• **REQUEST**: Lines containing "styled" are to be counted. Give the number and nothing more.

>> Begin

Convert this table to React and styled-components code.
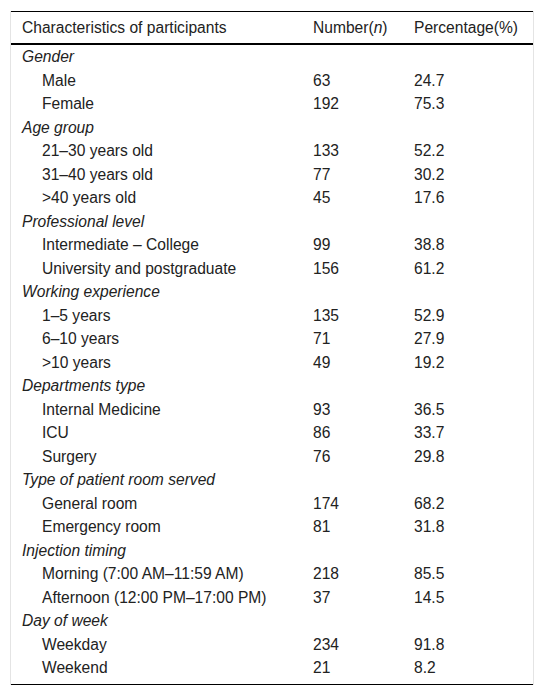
import React from "react"
import styled, { createGlobalStyle } from "styled-components"

const GlobalStyle = createGlobalStyle`
body {
  margin: 0;
  background: #ffffff;
}
`

const Frame = styled.div`
margin: 11px 0 0 10px;
width: 522px;
border-left: 1px solid #e4e4e4;
border-right: 1px solid #e4e4e4;
font-family: "Liberation Sans", Arial, sans-serif;
font-size: 15.6px;
color: #222;
`

const Table = styled.table`
width: 100%;
border-collapse: collapse;
table-layout: fixed;
border-top: 1px solid #000;
border-bottom: 1px solid #000;
`

const HeadCell = styled.th`
height: 31px;
padding: 0 0 0 11px;
text-align: left;
font-weight: normal;
vertical-align: middle;
border-bottom: 2px solid #000;
width: ${props => props.w || "auto"};
`

const Cell = styled.td`
padding: 0 0 0 ${props => (props.indent ? "31px" : "11px")};
line-height: 23.5px;
white-space: nowrap;
font-style: ${props => (props.group ? "italic" : "normal")};
`

const LastRow = styled.tr`
td {
  padding-bottom: 4px;
}
`

const groups = [
  ["Gender", [["Male", 63, "24.7"], ["Female", 192, "75.3"]]],
  ["Age group", [["21–30 years old", 133, "52.2"], ["31–40 years old", 77, "30.2"], [">40 years old", 45, "17.6"]]],
  ["Professional level", [["Intermediate – College", 99, "38.8"], ["University and postgraduate", 156, "61.2"]]],
  ["Working experience", [["1–5 years", 135, "52.9"], ["6–10 years", 71, "27.9"], [">10 years", 49, "19.2"]]],
  ["Departments type", [["Internal Medicine", 93, "36.5"], ["ICU", 86, "33.7"], ["Surgery", 76, "29.8"]]],
  ["Type of patient room served", [["General room", 174, "68.2"], ["Emergency room", 81, "31.8"]]],
  ["Injection timing", [["Morning (7:00 AM–11:59 AM)", 218, "85.5"], ["Afternoon (12:00 PM–17:00 PM)", 37, "14.5"]]],
  ["Day of week", [["Weekday", 234, "91.8"], ["Weekend", 21, "8.2"]]],
]

const App = () => {
  const rows = []
  groups.forEach(([title, items], gi) => {
    rows.push(
      <tr key={title}>
        <Cell group colSpan={3}>{title}</Cell>
      </tr>
    )
    items.forEach(([label, n, pct], ii) => {
      const last = gi === groups.length - 1 && ii === items.length - 1
      const Row = last ? LastRow : "tr"
      rows.push(
        <Row key={title + label}>
          <Cell indent>{label}</Cell>
          <Cell>{n}</Cell>
          <Cell>{pct}</Cell>
        </Row>
      )
    })
  })

  return (
    <>
      <GlobalStyle />
      <Frame>
        <Table>
          <thead>
            <tr>
              <HeadCell w="280px">Characteristics of participants</HeadCell>
              <HeadCell w="90px">Number(<i>n</i>)</HeadCell>
              <HeadCell>Percentage(%)</HeadCell>
            </tr>
          </thead>
          <tbody>{rows}</tbody>
        </Table>
      </Frame>
    </>
  )
}

export default App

>> End

• **TASK SOLUTION**: 7